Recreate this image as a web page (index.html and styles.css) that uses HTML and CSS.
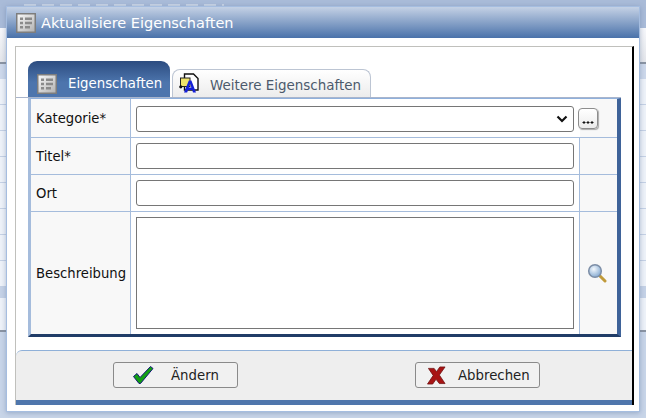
FILE: index.html
```html
<!DOCTYPE html>
<html lang="de">
<head>
<meta charset="utf-8">
<title>Aktualisiere Eigenschaften</title>
<link rel="stylesheet" href="styles.css">
</head>
<body>
<div class="backdrop">
  <div class="bd-top"><div class="bd-smudge"></div></div>
  <div class="bd-white"></div>
  <div class="bd-line"></div>
  <div class="bd-head"></div>
  <div class="bd-row"></div>
  <div class="bd-row"></div>
  <div class="bd-row"></div>
  <div class="bd-row"></div>
  <div class="bd-row"></div>
  <div class="bd-row"></div>
  <div class="bd-row"></div>
  <div class="bd-row"></div>
  <div class="bd-band"></div>
  <div class="bd-tall"></div>
  <div class="bd-line"></div>
  <div class="bd-bottom"><span class="bd-org">Organisation</span></div>
</div>
<section class="dialog">
  <header class="titlebar">
    <svg class="icon-list" viewBox="0 0 20 20"><use href="#list"/></svg>
    <h1 class="title">Aktualisiere Eigenschaften</h1>
  </header>
  <div class="dialog-body">
    <div class="inner">
      <div class="tabs">
        <div class="tab tab-active">
          <svg class="icon-list" viewBox="0 0 20 20">
            <defs>
              <linearGradient id="lg" x1="0" y1="0" x2="1" y2="1"><stop offset="0" stop-color="#fbfbfb"/><stop offset="1" stop-color="#b0b0b0"/></linearGradient>
              <g id="list">
                <rect x="0.75" y="0.75" width="18.5" height="18.5" fill="url(#lg)" stroke="#7d7d7d" stroke-width="1.500"/>
                <path d="M4 4.500h3v2.500H4zM9 4.500h7v2.500H9zM4 8.800h3v2.500H4zM9 8.800h7v2.500H9zM4 13h3v2.500H4zM9 13h5v2.500H9z" fill="#8a8a8a"/>
              </g>
            </defs>
            <use href="#list"/>
          </svg>
          <span>Eigenschaften</span>
        </div>
        <div class="tab tab-idle">
          <svg class="icon-doc" viewBox="0 0 20 20">
            <path d="M5.500 1h9l4.500 4.500V17H5.500z" fill="#fff" stroke="#111" stroke-width="1.400"/>
            <rect x="1.500" y="5" width="9.500" height="8.500" fill="#efe36a" stroke="#222"/>
            <circle cx="1.800" cy="13.800" r="1.600" fill="#111"/>
            <path d="M5 19.500 9.800 7.500h2.600L17 19.500h-3l-.8-2.500H9l-.8 2.500zM9.800 14.600h2.600l-1.300-3.800z" fill="#1420d8"/>
          </svg>
          <span>Weitere Eigenschaften</span>
        </div>
      </div>
      <div class="form-grid">
        <div class="row row-a">
          <div class="label">Kategorie*</div>
          <div class="field"><select class="ctl select"><option></option></select></div>
          <div class="extra">
            <span class="dots-btn"><svg viewBox="0 0 12 3" class="dots"><path d="M2 0v3M.5 1.500h3M6 0v3M4.500 1.500h3M10 0v3M8.500 1.500h3" stroke="#111" stroke-width="1"/></svg></span>
          </div>
        </div>
        <div class="row row-b">
          <div class="label">Titel*</div>
          <div class="field"><input class="ctl" type="text"></div>
          <div class="extra"></div>
        </div>
        <div class="row row-c">
          <div class="label">Ort</div>
          <div class="field"><input class="ctl" type="text"></div>
          <div class="extra"></div>
        </div>
        <div class="row row-d">
          <div class="label">Beschreibung</div>
          <div class="field"><textarea class="ctl area"></textarea></div>
          <div class="extra">
            <svg class="icon-search" viewBox="0 0 20 20">
              <defs><radialGradient id="glass" cx="0.4" cy="0.35" r="0.7"><stop offset="0" stop-color="#f3f8fd"/><stop offset="1" stop-color="#7fa6cf"/></radialGradient></defs>
              <path d="M12.500 12.500 18 18" stroke="#c09a3a" stroke-width="3" stroke-linecap="round"/>
              <circle cx="8" cy="8" r="6.300" fill="url(#glass)" stroke="#7d8ea6" stroke-width="1.500"/>
            </svg>
          </div>
        </div>
      </div>
      <footer class="footer">
        <div class="actions">
          <button class="btn btn-ok" type="button">
            <svg class="icon-btn" viewBox="0 0 22 20"><path d="M1.500 11.500 5 8.500l3 4L18.500 1.500l2.500 2-12.500 15h-1.500z" fill="#12a012" stroke="#14147a" stroke-width="1"/></svg>
            <span>Ändern</span>
          </button>
          <button class="btn btn-cancel" type="button">
            <svg class="icon-btn icon-x" viewBox="0 0 20 20"><path d="M1.500 2.500h6l2.500 3.500 3.500-5H19l-6 8.500 6 9h-6L9.500 14 6 19H0.500l6-9z" fill="#a81414" stroke="#6e1010" stroke-width=".8"/></svg>
            <span>Abbrechen</span>
          </button>
        </div>
        <div class="footer-stripe"></div>
      </footer>
    </div>
  </div>
</section>
</body>
</html>
```
FILE: styles.css
```css
* { box-sizing: border-box; }
html, body { margin: 0; height: 100%; overflow: hidden; }
body {
  position: relative;
  width: 646px;
  height: 418px;
  background: #c8d5e8;
  font-family: "DejaVu Sans", sans-serif;
  font-size: 13px;
  color: #111;
}

.backdrop { display: flex; flex-direction: column; height: 418px; }
.bd-top { height: 28px; background: #a9bbd8; padding: 4px 0 0 24px; }
.bd-smudge { width: 200px; height: 2px; background: repeating-linear-gradient(90deg, #c9d5e6 0 12px, transparent 12px 18px); }
.bd-white { height: 34px; background: linear-gradient(#f7f8fb, #e4e6ea); }
.bd-line { height: 2px; background: #8a93a1; flex: none; }
.bd-head { height: 15px; background: #cdd8ea; }
.bd-row { height: 26px; background: #eef2f8; border-bottom: 1px solid #c5d1e4; }
.bd-band { height: 11px; background: #c5d2e6; }
.bd-tall { flex: none; height: 32px; background: #eef2f8; }
.bd-bottom { flex: 1; background: #c8d5e8; position: relative; }
.bd-org { position: absolute; left: 432px; top: 58px; color: #eef2f8; font-size: 14px; line-height: 14px; }

.dialog {
  position: absolute;
  left: 6px;
  top: 6px;
  width: 634px;
  height: 406px;
  background: #fff;
  border: 1px solid #a5bde0;
  box-shadow: 0 1px 5px rgba(90, 115, 160, .45);
  display: flex;
  flex-direction: column;
}
.titlebar {
  height: 31px;
  flex: none;
  display: flex;
  align-items: center;
  gap: 5px;
  padding: 0 0 0 9px;
  background: linear-gradient(#c4d1e5, #4a72aa);
}
.title { margin: 0; font-size: 14.500px; font-weight: normal; color: #fff; white-space: nowrap; }
.icon-list { width: 20px; height: 20px; flex: none; }

.dialog-body { flex: 1; padding: 8px 5px 6px 8px; min-height: 0; }
.inner {
  height: 100%;
  border-top: 1px solid #c0c0bc;
  border-left: 1px solid #c0c0bc;
  border-right: 2px solid #000;
  display: flex;
  flex-direction: column;
  padding-top: 14px;
}

.tabs { display: flex; align-items: flex-end; gap: 2px; padding-left: 12px; height: 37px; flex: none; width: 605px; border-bottom: 1px solid #a9b5cc; }
.tab { display: flex; align-items: center; white-space: nowrap; font-size: 13.300px; }
.tab-active {
  width: 142px;
  height: 36px;
  padding: 9px 0 0 9px;
  gap: 11px;
  border-radius: 9px 9px 0 0;
  background: linear-gradient(#2c4c80, #4d75ad 60%);
  color: #fff;
}
.tab-idle {
  width: 199px;
  height: 28px;
  padding: 4px 0 0 6px;
  gap: 11px;
  border: 1px solid #bcc5d3;
  border-bottom: 0;
  border-radius: 8px 8px 0 0;
  background: linear-gradient(#fff, #ececec);
  color: #4c5a6c;
  font-size: 13.450px;
}
.icon-doc { width: 20px; height: 20px; flex: none; margin-top: -5px; }

.form-grid {
  margin-left: 12px;
  width: 593px;
  flex: none;
  border-left: 3px solid #a5bcdc;
  border-top: 1px solid #8fb0dc;
  border-right: 4px solid #3f6399;
  border-bottom: 3px solid #203c67;
  display: flex;
  flex-direction: column;
}
.row { display: grid; grid-template-columns: 100px 449px 1fr; border-bottom: 1px solid #a5bcdc; }
.row:last-child { border-bottom: 0; }
.row-a { height: 39px; }
.row-a > * { padding-top: 1px; }
.row-b { height: 37px; }
.row-c { height: 37px; }
.row-d { height: 122px; }
.label { display: flex; align-items: center; padding-left: 5px; background: #f8f8f8; border-right: 1px solid #a5bcdc; font-size: 13.200px; white-space: nowrap; }
.field { display: flex; align-items: center; padding-left: 5px; padding-right: 5px; background: #fff; border-right: 1px solid #a5bcdc; }
.row-a .field { border-right: 0; }
.extra { display: flex; align-items: center; justify-content: center; background: #f8f8f8; }
.row-a .extra { justify-content: flex-start; background: #f8f8f8; }
.ctl {
  width: 438px;
  height: 26px;
  margin: 0;
  border: 1px solid #767676;
  border-radius: 3px;
  background: #fff;
  font: inherit;
}
.select {
  appearance: none;
  color: #111;
  background: #fff url("data:image/svg+xml,%3Csvg xmlns='http://www.w3.org/2000/svg' width='12' height='8'%3E%3Cpath d='M1.500 1.500 6 6l4.500-4.500' fill='none' stroke='%23111' stroke-width='2.200'/%3E%3C/svg%3E") no-repeat right 5px center;
}
.area { height: 112px; border-radius: 0; resize: none; display: block; }

.dots-btn {
  width: 20px;
  height: 21px;
  margin-left: -2px;
  display: flex;
  align-items: flex-end;
  justify-content: center;
  padding-bottom: 4px;
  border: 1px solid #8d8d8d;
  border-radius: 4px;
  background: linear-gradient(#fff, #ececec);
  box-shadow: 1px 1px 1px #aaa;
  flex: none;
}
.dots { width: 12px; height: 3px; }
.icon-search { width: 20px; height: 20px; margin-right: 4px; }

.footer {
  margin-top: 13px;
  flex: 1;
  display: flex;
  flex-direction: column;
  background: #eee;
  border-top: 1px solid #8fb0d8;
  border-top-left-radius: 6px;
}
.actions { flex: 1; display: flex; padding: 11px 0 0 97px; gap: 177px; }
.footer-stripe { height: 5px; background: #4f76ac; flex: none; }
.btn {
  width: 125px;
  height: 26px;
  padding: 0;
  display: flex;
  align-items: center;
  border: 1px solid #8a8a8a;
  border-radius: 3px;
  background: #f1f1f1;
  color: #222;
  font: inherit;
  font-size: 13.300px;
}
.btn-ok { padding-left: 18px; gap: 17px; }
.btn-cancel { padding-left: 11px; gap: 12px; }
.icon-btn { width: 22px; height: 20px; flex: none; }
.icon-x { width: 19px; height: 19px; }
```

□ □ □

## EXERCISE REQUIREMENTS
Filter the data for the string "index" and copy every line that has it.

## FINAL ANSWER
Recreate this image as a web page (index.html and styles.css) that uses HTML and CSS.
FILE: index.html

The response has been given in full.